Всю ночь я не могла уснуть, переживая предстоящее свидание с Маратом. Мне стало страшно: такого напряженного ожидания встречи у меня даже во времена романа с Феликсом не было. От нетерпения я вышла из дому слишком рано и тут же сообразила, как нелепо я буду выглядеть, топчась на углу за домом. Но к счастью машина Марата уже стояла за поворотом – он тоже не выдержал ожидания и приехал раньше назначенного часа. Когда я села в машину, он сказал, что накануне снял гостиницу в Новосибирске и мы можем провести там целый день.
Если Лина что-то и заподозрила, она ни слова мне не сказала. И я ей тоже. Хотя вся моя предыдущая жизнь повисла в воздухе на тонкой ниточке – я все еще любила Феликса, но не могла больше жить без Марата.
За эти дни я много узнала о Марате – странно, за последние годы мы очень сдружились, но я ничего не знала ни о его делах, ни о его проблемах. Он рассказал мне, как стал тем монстром, которого ненавидят и называют олигархом. Закончив институт тонкого машиностроения, он изобрел несколько блестящих медицинских приборов и с лихвой хлебнул от горькой участи изобретателя. И однажды его осенило: почему он должен унижаться, чтобы другие заработали на его изобретениях? А что, если он попробует внедрить их сам? Это было время шальных денег, и он умудрился получить ссуду, на которую построил маленькую мастерскую, изготавливающую его приборы.

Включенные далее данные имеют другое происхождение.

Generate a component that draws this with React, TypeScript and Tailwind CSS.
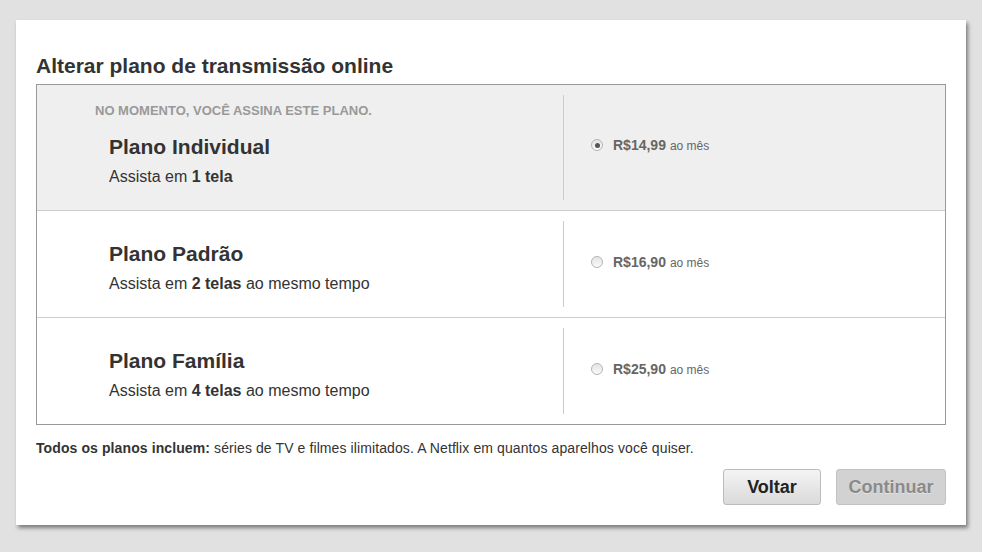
import React from 'react'

const plans = [
  { name: 'Plano Individual', screens: '1 tela', extra: '', price: 'R$14,99', current: true },
  { name: 'Plano Padrão', screens: '2 telas', extra: ' ao mesmo tempo', price: 'R$16,90', current: false },
  { name: 'Plano Família', screens: '4 telas', extra: ' ao mesmo tempo', price: 'R$25,90', current: false },
]

function Radio({ checked }: { checked: boolean }) {
  return (
    <span className="w-[12px] h-[12px] rounded-full border border-[#b5b5b5] bg-gradient-to-b from-[#e4e4e4] to-[#fafafa] flex items-center justify-center">
      {checked && <span className="w-[5px] h-[5px] rounded-full bg-[#555]" />}
    </span>
  )
}

export default function App() {
  return (
    <div className="w-[982px] h-[552px] bg-[#e1e1e1] pt-[20px] pl-[16px] font-['Liberation_Sans',Arial,sans-serif]">
      <div className="w-[950px] bg-white shadow-[2px_3px_4px_rgba(0,0,0,0.45)] px-[20px] pt-[34px] pb-[20px]">
        {/* Title */}
        <h1 className="text-[21px] leading-[24px] font-bold text-[#333] mb-[6px]">
          Alterar plano de transmissão online
        </h1>

        {/* Plans */}
        <div className="border border-[#999]">
          {plans.map((p, i) => (
            <div
              key={p.name}
              className={
                'flex ' +
                (i > 0 ? 'border-t border-[#ccc] h-[107px] ' : 'h-[125px] ') +
                (p.current ? 'bg-[#efefef]' : 'bg-white')
              }
            >
              <div
                className={
                  'w-[526px] flex flex-col ' +
                  (p.current ? 'justify-start pt-[18px]' : 'justify-center pt-[7px]')
                }
              >
                {p.current && (
                  <p className="pl-[58px] text-[13px] leading-[15px] font-bold text-[#999] mb-[17px]">
                    NO MOMENTO, VOCÊ ASSINA ESTE PLANO.
                  </p>
                )}
                <div className="pl-[72px]">
                  <h2 className="text-[21px] leading-[24px] font-bold text-[#333]">{p.name}</h2>
                  <p className="text-[16px] leading-[18px] text-[#333] mt-[9px]">
                    Assista em <b>{p.screens}</b>
                    {p.extra}
                  </p>
                </div>
              </div>
              <div className="py-[10px] flex">
                <div className="w-px bg-[#ccc]" />
              </div>
              <div className="flex-1 flex items-center pl-[27px] -mt-[5px] gap-[10px]">
                <Radio checked={p.current} />
                <span className="text-[#666]">
                  <span className="text-[14px] font-bold">{p.price}</span>
                  <span className="text-[12px] ml-[4px]">ao mês</span>
                </span>
              </div>
            </div>
          ))}
        </div>

        {/* Footer note */}
        <p className="text-[14px] leading-[16px] tracking-[0.1px] text-[#333] mt-[15px]">
          <b>Todos os planos incluem:</b> séries de TV e filmes ilimitados. A Netflix em quantos aparelhos você quiser.
        </p>

        {/* Actions */}
        <div className="flex justify-end gap-[15px] mt-[13px]">
          <button className="w-[98px] h-[36px] rounded-[3px] border border-[#bbb] bg-gradient-to-b from-[#f4f4f4] to-[#dadada] text-[18px] font-bold text-[#222]">
            Voltar
          </button>
          <button className="w-[110px] h-[36px] rounded-[3px] border border-[#c2c2c2] bg-[#d2d2d2] text-[18px] font-bold text-[#8a8a8a] [text-shadow:0_1px_0_rgba(255,255,255,0.4)]">
            Continuar
          </button>
        </div>
      </div>
    </div>
  )
}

Тут у него неожиданно открылся коммерческий талант, о существовании которого он не подозревал. Его приборы взорвали рынок – он начал продавать их по всему миру и очень быстро превратил свою мастерскую в доходный современный завод. А дальше деньги пошли к деньгам, и его закружило в вихре гламурной жизни. Трудней всего было отбиться от армии записных красавиц, рвущихся к его постели и к его карману. До Марины у него была другая жена, от которой он благополучно откупился, а уж проходящих красоток было не счесть. Ужас состоял в том, что ему все это быстро надоело: он не годился для такой жизни, он не пил и не употреблял наркотики, и потому смотрел вокруг трезвыми циничными глазами. А теперь дела пошли не так гладко – обстановка в стране ухудшилась, и на него стали наезжать. «Я подумываю о том, чтобы свернуть свои дела в России и, как говорили раньше, махнуть за бугор», – сказал он, выпуская меня из машины. «И этот - туда же», – горько подумала я.
За ужином у Лины Марат с интересом слушал мои планы о дополнении книги новыми сведениями – я колебалась, не упомянуть ли опять историю со статьей из архива, которую мама Валя и Сабина сожгли в унитазе. И вдруг он вспомнил: «Я за этими газетами сам ездил в Ростов, но забыл вам рассказать, что я был в Змиевской балке. Я обнаружил, что мемориальную доску поменяли. На новой доске теперь новая надпись. Вы не поверите, но там написано, что здесь похоронены тысячи зверски убитых невинных мирных граждан. И ни слова о евреях».
Лина в раздражении швырнула вилку: «Они не меняются! Слово «еврей» застревает в их горле, как кость». Она несколько секунд напряженно всматривалась в темное пространство за окном, а потом тряхнула волосами и сказала: «Дорогие мои дети, мы здесь одни, только свои. И я решила открыть вам свою главную тайну, которую много лет собиралась унести с собой в могилу». – «Мама, сколько у одной девочки может быть тайн? Я думал, мы уже все раскопали», – взмолился Марат. «Но эту тайну тебе придется узнать и принять. Я знаю, что тебе это будет нелегко». В голосе ее была такая грусть и торжественность, что мы замолкли и приготовились слушать.